INTERESTING SNIPPETS OF HISTORY
by Vivian Holding
A walk around Geneva with visiting guests this Easter is a great way to walk off your excessive lunch time feast and chocolate over-indulgence. Why not impress them with these interesting snippets of history about Geneva?
THE OLD TOWN
Geneva’s Official Tree
How do Genevans know it’s Spring? They use their official tree of course! You’ll find this tree on the Promenade de la Treille (hunt out the horse chestnut tree with a plaque – see photo). For over 200 years, it’s the job of the Sautier (Clerk) to regularly check the tree to record when the first bud appears. Once it has, Spring has officially started. This date has varied in previous years between December to as late as April.

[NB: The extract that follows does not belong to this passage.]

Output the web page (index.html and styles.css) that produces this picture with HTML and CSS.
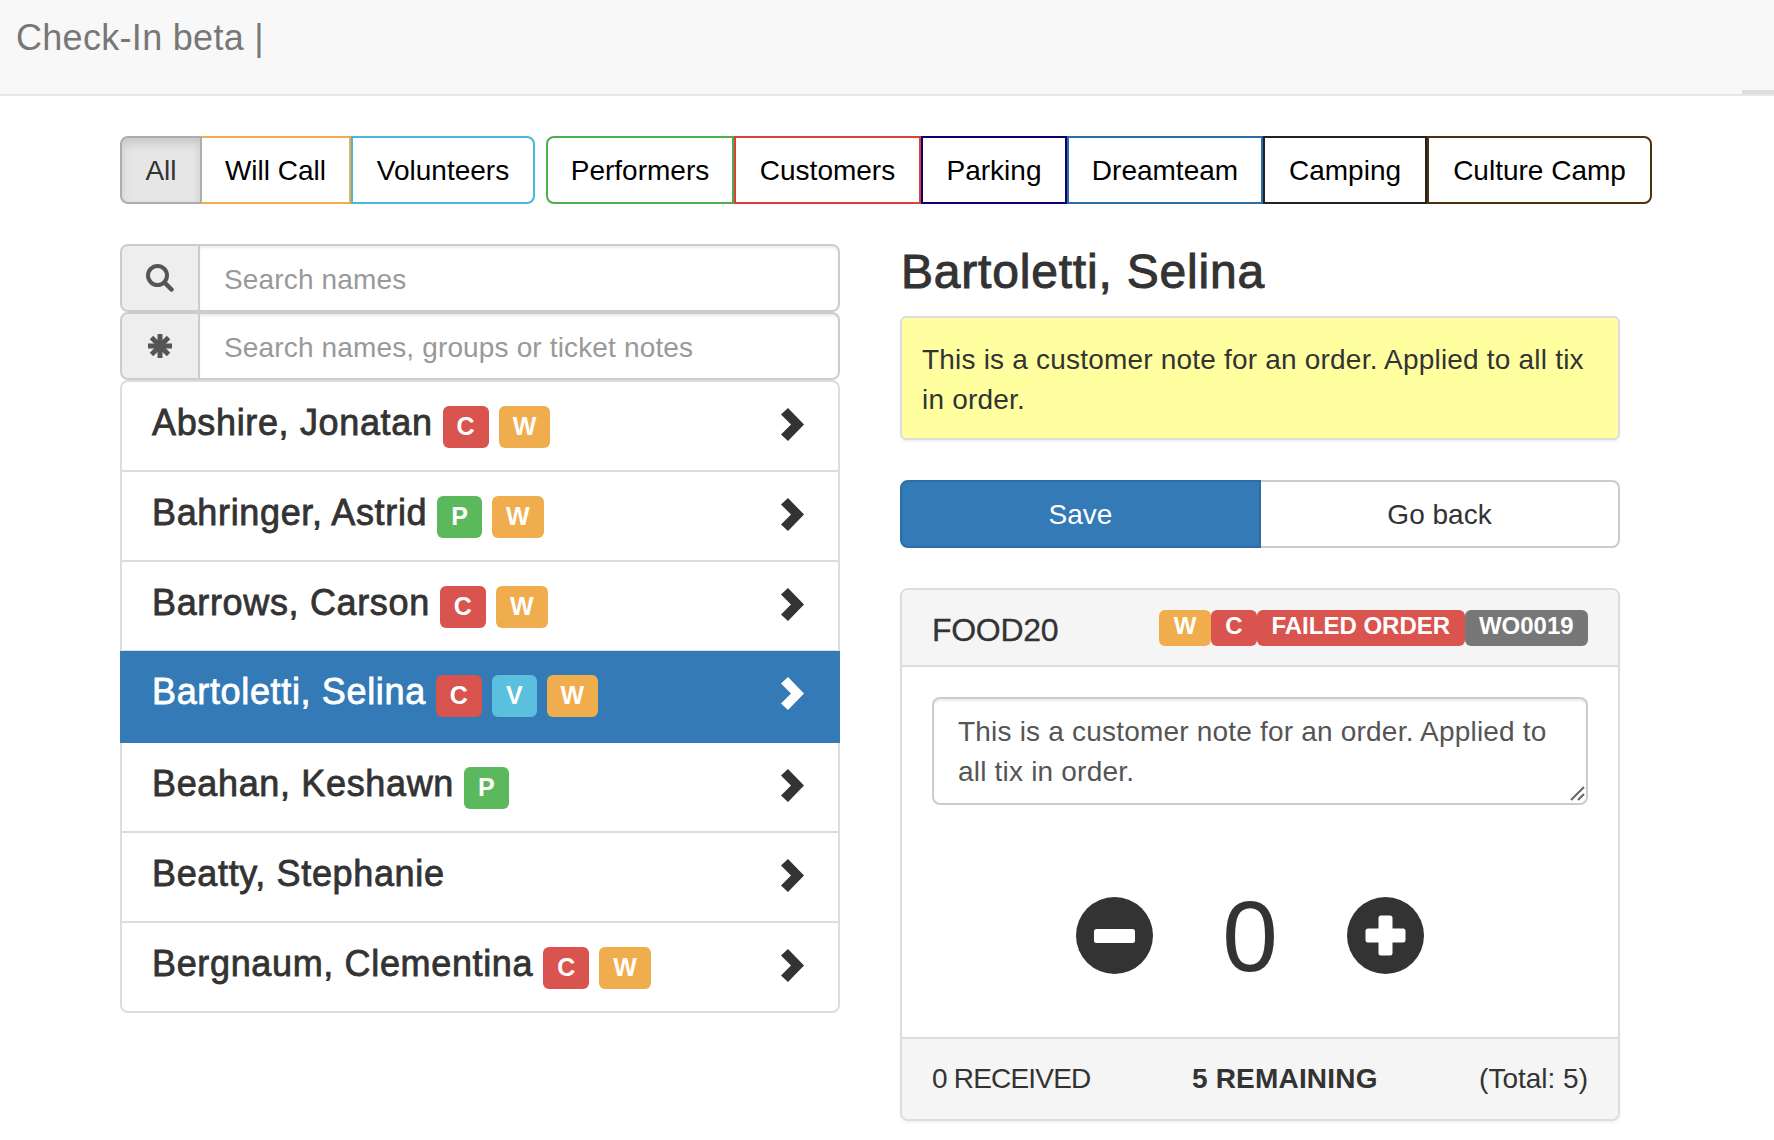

This year, Spring arrived on Saturday 24th March 2018.
To read more about Geneva’s Official Tree click here.
The Passage des Poules
Have you noticed the partially covered staircase that runs from the place du Bourg-de-Four up to the Cathedral named the Passage des Degres de Poules? One of the many old passageways and stairs in the old town of Geneva which give the place a certain mystery I think.
But did you know that the word ‘poule’ is the colloquial/slang word for a promiscuous woman in French? The passageway is known to have been where local prostitutes hung out and took cover from the inclement Genevan weather. Prostitution is actually legal in Calvinist Geneva. It is however highly regulated.
THE PARC DES BASTIONS
The Reformation Wall
One of the city’s most emblematic monuments The Reformation Wall, recently celebrated its 100th year anniversary. Designed to commemorate the 400th anniversary of the birth of Calvin, it was constructed after the city chose the winning design from an international competition (which was open to anyone regardless of nationality or religion). Guess which country the winner came from? Yes, they were Swiss! (funny that). The architects Monod, Laverrière, Taillens and Dubois were the unanimous winner, with the French sculptors Bouchard and Landowski given the task of creating it.
The sculptor Landowski is better known as being the sculptor of one of the most impressive landmarks in the World – the Christ the Redeemer statue in Rio de Janeiro. Built after the construction of the Reformation Wall in 1931, the statue stands at over 30 metres high. Given the size of the statues of the Reformateurs, we’re guessing Landowski enjoyed working on large scale models!
To read more about the Reformation Wall click here.
The Brunswick Monument
Considering he lived in Geneva for only 3 years, lucky old Geneva received a massive legacy of 22 million francs in gold after his death – that’s approximately 22,000 francs in gold for every day of his stay in the City!
So we have the Duke of Brunswick to thank for the funding of the construction of many buildings in the city – the Grand Theatre, the École d’Horlogerie, the École du Grütli and the University of Geneva, as well as the installation of the beautiful wrought iron railings and gates that surround the Parc des Bastions.